Since 1995 GBTI is working for Livelihood enhancement through its trainings for income generating activities and micro-credit for agriculture, livestock and enterprises development. But as per the feedback given by community and GBTI’s situation analysis the ultra-poor segment are exclusively asset-less and cannot invest anything in any income generating venture. As a result, poor households remain unemployed causing a severe degree of food insecurity and their subsistence was at stake.   So this programme is designed for particularly for the ignored segment in which any sort of asset is transferred for income generating activities after developing of MIP/LIP (Micro/Livelihood investment Plan) of household with the consultation of family and members of community organization (CO/VO). The Poverty Targeting Fund (PTF) is an asset transfer programme fund which provided to community organisations, specifically to poorest women who are provided with micro asset for income-generating activities only.

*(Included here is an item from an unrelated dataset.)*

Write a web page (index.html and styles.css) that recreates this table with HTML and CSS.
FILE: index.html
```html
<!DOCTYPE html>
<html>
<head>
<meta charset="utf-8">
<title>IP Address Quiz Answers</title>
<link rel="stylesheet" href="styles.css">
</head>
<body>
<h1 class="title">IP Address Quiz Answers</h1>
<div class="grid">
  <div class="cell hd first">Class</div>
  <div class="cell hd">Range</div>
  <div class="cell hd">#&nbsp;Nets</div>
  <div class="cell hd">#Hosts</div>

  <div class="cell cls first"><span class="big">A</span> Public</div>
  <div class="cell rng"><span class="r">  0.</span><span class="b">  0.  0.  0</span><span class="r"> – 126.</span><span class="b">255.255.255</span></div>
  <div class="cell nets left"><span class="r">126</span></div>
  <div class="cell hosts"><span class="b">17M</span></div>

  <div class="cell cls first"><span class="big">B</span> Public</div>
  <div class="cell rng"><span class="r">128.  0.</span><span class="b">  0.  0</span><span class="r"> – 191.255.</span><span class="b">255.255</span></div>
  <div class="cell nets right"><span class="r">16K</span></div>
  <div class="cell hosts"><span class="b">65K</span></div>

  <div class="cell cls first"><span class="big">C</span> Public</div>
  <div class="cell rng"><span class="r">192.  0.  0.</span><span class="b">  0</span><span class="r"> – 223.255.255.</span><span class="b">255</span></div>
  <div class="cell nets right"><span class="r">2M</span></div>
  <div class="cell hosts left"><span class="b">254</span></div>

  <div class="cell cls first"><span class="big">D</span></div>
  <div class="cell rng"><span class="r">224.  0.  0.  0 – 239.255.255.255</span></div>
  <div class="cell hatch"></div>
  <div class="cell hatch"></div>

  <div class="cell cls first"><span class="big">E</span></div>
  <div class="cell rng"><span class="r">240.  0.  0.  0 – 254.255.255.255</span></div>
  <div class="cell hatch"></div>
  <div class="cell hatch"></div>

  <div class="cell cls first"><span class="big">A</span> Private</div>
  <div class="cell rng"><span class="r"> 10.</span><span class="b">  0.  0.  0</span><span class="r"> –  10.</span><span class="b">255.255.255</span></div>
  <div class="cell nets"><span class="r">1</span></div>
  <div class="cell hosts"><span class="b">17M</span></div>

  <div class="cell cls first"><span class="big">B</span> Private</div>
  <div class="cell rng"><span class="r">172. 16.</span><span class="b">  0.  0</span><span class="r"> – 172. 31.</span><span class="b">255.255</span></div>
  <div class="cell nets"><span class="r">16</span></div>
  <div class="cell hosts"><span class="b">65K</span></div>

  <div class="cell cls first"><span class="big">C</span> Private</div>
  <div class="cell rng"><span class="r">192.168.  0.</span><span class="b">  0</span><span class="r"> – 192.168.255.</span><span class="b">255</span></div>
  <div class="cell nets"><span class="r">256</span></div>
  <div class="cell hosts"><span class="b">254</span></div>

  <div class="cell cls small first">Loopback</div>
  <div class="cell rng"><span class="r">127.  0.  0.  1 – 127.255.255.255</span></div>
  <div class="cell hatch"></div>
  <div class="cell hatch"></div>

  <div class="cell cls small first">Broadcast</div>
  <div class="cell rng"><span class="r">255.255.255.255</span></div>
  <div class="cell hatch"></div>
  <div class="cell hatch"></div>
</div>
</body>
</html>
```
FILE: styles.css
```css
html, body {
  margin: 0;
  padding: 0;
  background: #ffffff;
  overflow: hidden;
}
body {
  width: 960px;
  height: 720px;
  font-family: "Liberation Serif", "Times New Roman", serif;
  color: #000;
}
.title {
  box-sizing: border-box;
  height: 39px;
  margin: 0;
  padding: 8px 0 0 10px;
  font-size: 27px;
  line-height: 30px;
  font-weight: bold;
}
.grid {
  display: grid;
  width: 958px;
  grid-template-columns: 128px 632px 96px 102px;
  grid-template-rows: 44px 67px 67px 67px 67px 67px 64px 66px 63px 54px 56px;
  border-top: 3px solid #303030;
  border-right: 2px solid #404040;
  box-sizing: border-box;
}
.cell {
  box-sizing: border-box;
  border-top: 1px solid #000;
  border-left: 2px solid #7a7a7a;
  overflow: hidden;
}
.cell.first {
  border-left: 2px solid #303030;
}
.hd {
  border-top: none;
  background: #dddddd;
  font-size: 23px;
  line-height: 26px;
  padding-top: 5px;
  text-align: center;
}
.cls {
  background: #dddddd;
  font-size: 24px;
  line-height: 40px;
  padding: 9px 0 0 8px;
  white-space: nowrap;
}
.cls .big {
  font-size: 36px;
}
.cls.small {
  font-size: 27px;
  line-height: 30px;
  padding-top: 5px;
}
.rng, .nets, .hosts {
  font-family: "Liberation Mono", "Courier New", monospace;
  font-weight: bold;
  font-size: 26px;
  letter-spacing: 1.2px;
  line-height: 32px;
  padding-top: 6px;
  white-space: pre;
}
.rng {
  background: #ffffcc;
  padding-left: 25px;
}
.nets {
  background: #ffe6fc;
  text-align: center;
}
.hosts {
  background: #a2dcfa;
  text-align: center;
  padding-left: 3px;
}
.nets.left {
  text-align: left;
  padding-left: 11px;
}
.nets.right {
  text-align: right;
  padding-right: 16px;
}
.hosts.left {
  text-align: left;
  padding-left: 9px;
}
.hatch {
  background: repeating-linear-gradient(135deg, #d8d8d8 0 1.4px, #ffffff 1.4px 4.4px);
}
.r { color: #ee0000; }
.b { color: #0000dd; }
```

However what is unique in PTF is the fact that not only it provides access to much-needed asset for income generating activities; it also builds the confidence and capabilities of poor rural women. In LEP it is women who make the decisions and not external agencies. Therefore decisions such as who to provide asset to, what type of plan are all decided by these organised women themselves. These decisions take place in their own community organisations, which are formed at the neighbourhood level and then federated at the village level. The only restriction that is put on the members is that: a) the asset should only be provided to the poorest of women (identified by using the poverty scorecard of which the results are verified by the community) and b) the asset should be used but not spent.

As of June, 2021 under this component GBTI have been transferred assets to 568 households only for the income generating activities.